Editor's note: Leslie Friesen is the Senior Applications Support Analyst and webmaster for both Polk County, Ore., and Dallas, Ore.
The phenomenal explosion of interactive services offered on government sites raises questions about the value of those services. Is it a wise use of taxpayer money to offer a service simply because it's cool and we've learned how to do it? Of course not.
While most agree e-government's goals are better service delivery and government efficiency, it is difficult to quantify those goals.
In 2003, Oakland County, Mich.'s eGovernment group conducted a rare cost/benefit analysis focused on providing interactive applications via the Web. The study revealed that 1,204,767 documents were downloaded from the county's Web site during 2003. After applying the cost of having a clerk -- $14.28 per hour for a Clerk I position -- take phone calls and subsequently mail documents to requestors, the county estimated it saved $2,373,391 annually by providing the services online.
Time is money, and each document downloaded represents one less trip to the courthouse and one less customer to assist in person.
The study did not, however, factor in the cost of developing and maintaining the Web site. Applications don't write themselves, and servers aren't built without the assistance of IT staff members who expect payment for their efforts. When gauging the success of e-government, the cost of developing these sites must not be overlooked.
Quantifying intangibles, such as the element of convenience, challenges hard-number crunching as well. Can we assign a dollar amount to citizen satisfaction? Customer satisfaction and convenience merit recognition, but how do we merge that abstract value into a cost/benefit study?
Doug Finnman, Internet and Document Information Systems Manager for Fort Collins, Colo., said he uses the value on investment (VOI) approach.

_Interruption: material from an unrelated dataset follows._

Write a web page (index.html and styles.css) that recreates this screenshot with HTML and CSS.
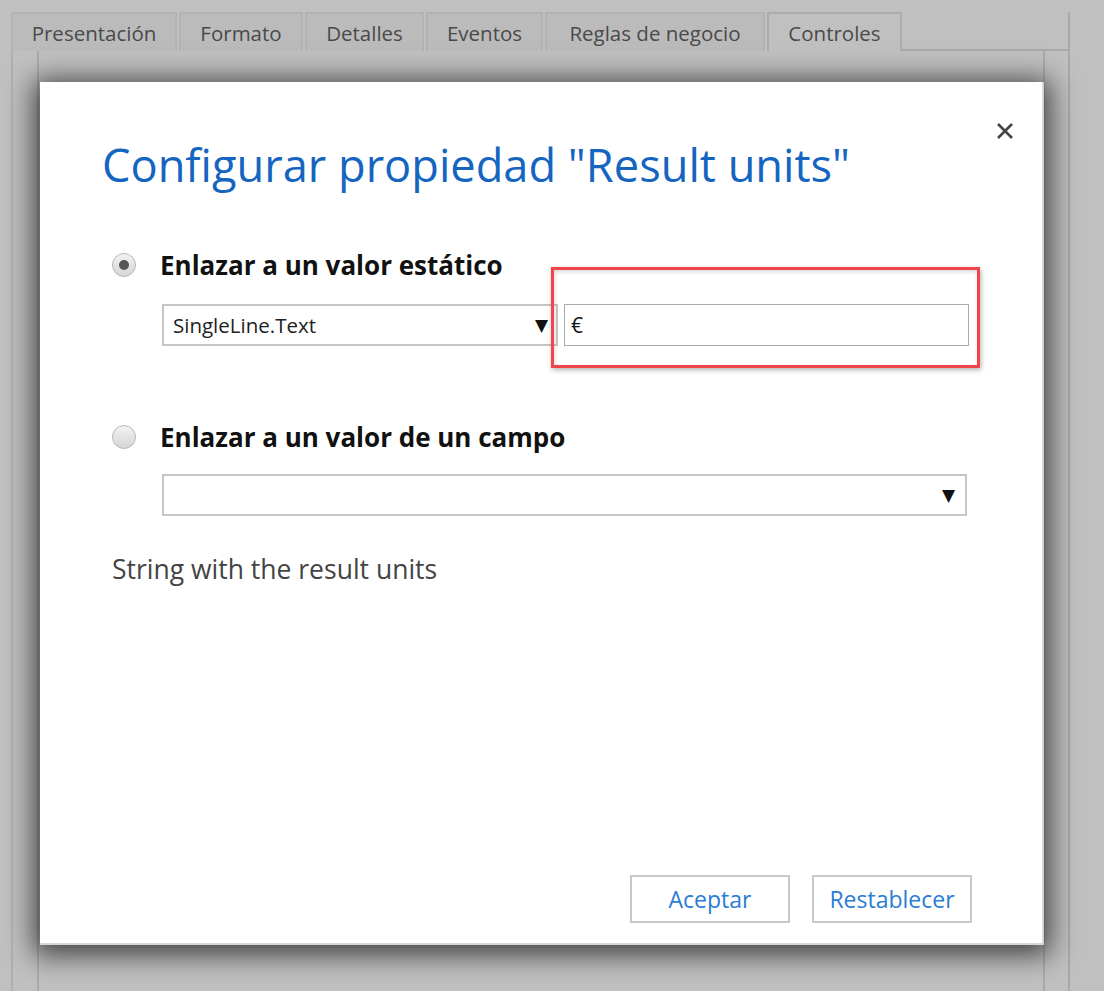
FILE: index.html
```html
<!DOCTYPE html>
<html lang="es">
<head>
<meta charset="utf-8">
<title>Configurar propiedad</title>
<link rel="stylesheet" href="styles.css">
</head>
<body>
<div class="page">
  <div class="tabs">
    <div class="tab t-pres">Presentación</div>
    <div class="tab t-form">Formato</div>
    <div class="tab t-det">Detalles</div>
    <div class="tab t-ev">Eventos</div>
    <div class="tab t-reg">Reglas de negocio</div>
    <div class="tab t-ctl active">Controles</div>
    <div class="tab-fill"></div>
  </div>
  <div class="panel">
    <div class="inner"></div>
  </div>

  <div class="dialog">
    <button class="close" aria-label="Cerrar">
      <svg width="20" height="20" viewBox="0 0 20 20"><path d="M3 3L17 17M17 3L3 17" stroke="#444" stroke-width="2.6" stroke-linecap="butt"/></svg>
    </button>
    <h1 class="title">Configurar propiedad "Result units"</h1>

    <div class="option">
      <span class="radio checked"></span>
      <span class="label">Enlazar a un valor estático</span>
    </div>
    <div class="row">
      <div class="select small">
        <span>SingleLine.Text</span>
        <span class="arrow">▼</span>
      </div>
      <div class="highlight-wrap">
        <div class="input">€</div>
        <div class="highlight"></div>
      </div>
    </div>

    <div class="option second">
      <span class="radio"></span>
      <span class="label">Enlazar a un valor de un campo</span>
    </div>
    <div class="row">
      <div class="select wide">
        <span></span>
        <span class="arrow">▼</span>
      </div>
    </div>

    <p class="desc">String with the result units</p>

    <div class="buttons">
      <button class="btn">Aceptar</button>
      <button class="btn">Restablecer</button>
    </div>
  </div>
</div>
</body>
</html>
```

FILE: styles.css
```css
* { box-sizing: border-box; }
html, body {
  margin: 0;
  padding: 0;
  background: #c0c0c0;
  font-family: "Open Sans", "Noto Sans", sans-serif;
}
.page {
  position: relative;
  width: 1104px;
  height: 991px;
  overflow: hidden;
  padding: 12px 0 0 11px;
}
.tabs {
  display: flex;
  gap: 2px;
  height: 39px;
  width: 1059px;
}
.tab {
  height: 39px;
  padding: 0;
  display: flex;
  align-items: center;
  justify-content: center;
  font-size: 20.5px;
  color: #4a4a4a;
  background: #bbbbbb;
  border: 2px solid #b3b3b3;
  border-bottom: none;
  white-space: nowrap;
}
.t-pres { width: 166px; }
.t-form { width: 124px; }
.t-det { width: 119px; }
.t-ev { width: 117px; }
.t-reg { width: 220px; }
.t-ctl { width: 135px; }
.tab.active {
  background: #c0c0c0;
  border-color: #acacac;
}
.tab-fill {
  flex: 1;
  border-bottom: 2px solid #a9a9a9;
  border-right: 2px solid #a9a9a9;
  margin-left: -2px;
}
.panel {
  width: 1059px;
  height: 960px;
  border-left: 2px solid #b0b0b0;
  border-right: 2px solid #a9a9a9;
  padding: 0 0 0 24px;
}
.inner {
  width: 1008px;
  height: 100%;
  border-left: 2px solid #aaaaaa;
  border-right: 2px solid #aaaaaa;
}
.dialog {
  position: absolute;
  left: 40px;
  top: 82px;
  width: 1004px;
  height: 863px;
  background: #fff;
  box-shadow: 0 4px 26px 6px rgba(0, 0, 0, 0.66);
  border-right: 2px solid #d8d8d8;
  border-bottom: 2px solid #d8d8d8;
  padding: 50px 0 0 62px;
}
.close {
  position: absolute;
  right: 27px;
  top: 39px;
  width: 20px;
  height: 20px;
  padding: 0;
  border: none;
  background: none;
}
.title {
  margin: 0;
  font-weight: 400;
  font-size: 45.2px;
  line-height: 66px;
  color: #1565c0;
}
.option {
  display: flex;
  align-items: center;
  gap: 24px;
  margin-top: 49px;
  margin-left: 10px;
  height: 36px;
}
.option.second { margin-top: 73px; }
.radio {
  width: 24px;
  height: 24px;
  border-radius: 50%;
  border: 1px solid #b7b7b7;
  background: linear-gradient(#f2f2f2, #d6d6d6);
  display: flex;
  align-items: center;
  justify-content: center;
}
.radio.checked::after {
  content: "";
  width: 10px;
  height: 10px;
  border-radius: 50%;
  background: #555;
}
.label {
  font-weight: 700;
  font-size: 26px;
  color: #111;
}
.row {
  display: flex;
  align-items: center;
  margin-left: 60px;
  margin-top: 21px;
}
.select {
  height: 42px;
  border: 2px solid #c6c6c6;
  display: flex;
  align-items: center;
  justify-content: space-between;
  padding: 0 8px 0 9px;
  font-size: 20.5px;
  color: #222;
}
.select.small { width: 396px; }
.select.wide { width: 805px; margin-top: -2px; padding-right: 10px; }
.arrow {
  font-size: 17px;
  color: #111;
  font-family: "DejaVu Sans", sans-serif;
}
.highlight-wrap {
  position: relative;
  margin-left: 6px;
}
.input {
  width: 405px;
  height: 42px;
  border: 1px solid #aaaaaa;
  padding: 0 6px;
  display: flex;
  align-items: center;
  font-size: 21px;
  color: #111;
}
.highlight {
  position: absolute;
  left: -13px;
  top: -37px;
  width: 429px;
  height: 101px;
  border: 3px solid #f0454a;
  box-shadow: 1px 2px 5px rgba(0, 0, 0, 0.3), inset 1px 2px 4px rgba(0, 0, 0, 0.15);
}
.desc {
  margin: 35px 0 0 10px;
  font-size: 26.5px;
  color: #444;
}
.buttons {
  position: absolute;
  right: 70px;
  bottom: 20px;
  display: flex;
  gap: 22px;
}
.btn {
  height: 48px;
  width: 160px;
  border: 2px solid #c8c8c8;
  background: #fff;
  color: #2b7cd3;
  font-family: "Open Sans", "Noto Sans", sans-serif;
  font-size: 23px;
  padding: 0;
}
```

Acknowledging the difficulty in measuring a Web site's benefits through increased sales or revenues, as the private sector does, Fort Collins believes it is realizing a strong VOI based on measures such as overall use of the site; citizen self-service/convenient access to e-services; citizen interaction; quality, timeliness and accuracy of services; and increased productivity and resource savings.
Evaluating the Data
Both Oakland County and Fort Collins deserve recognition for taking efforts to perform some type of cost/benefit analysis on their Web sites. The vast majority of local governments rely solely on public feedback and analyzing Web logs to make this determination.
The overall picture occasionally gets fogged over in our eagerness to embrace the advantages of e-government. Evaluating the data can easily become a subjective process.
OpenDemocracy recently published an article by Keith Culver that examined an experiment by Saint John, New Brunswick, to conduct a public consultation on the tough financial choices looming in their budget process. The city expended significant effort and resources soliciting public participation. Online participation included 218 people, and officials agreed the electronic consultation was worth repeating.
Saint John's population is approximately 75,000, so participation of 218 citizens translates into only 0.29 percent of the population. Meeting less than 1 percent of the population's needs hardly qualifies as a success.
Good intentions, certainly, but not good numbers.
Determining Which Services to Offer
Today, states, counties and cities across the country engage in experimental applications and services, some of which will be useful, and others not. Care must be taken to evaluate both the fiscal savings and the human factor in these experiments.
Fort Collins discovered that considerable development time and resources were wasted when an average of only five people joined virtual chat rooms with their officials. Bend, Ore., learned the hard way that online forums could easily violate open meeting laws, according to Patricia Stell, city recorder.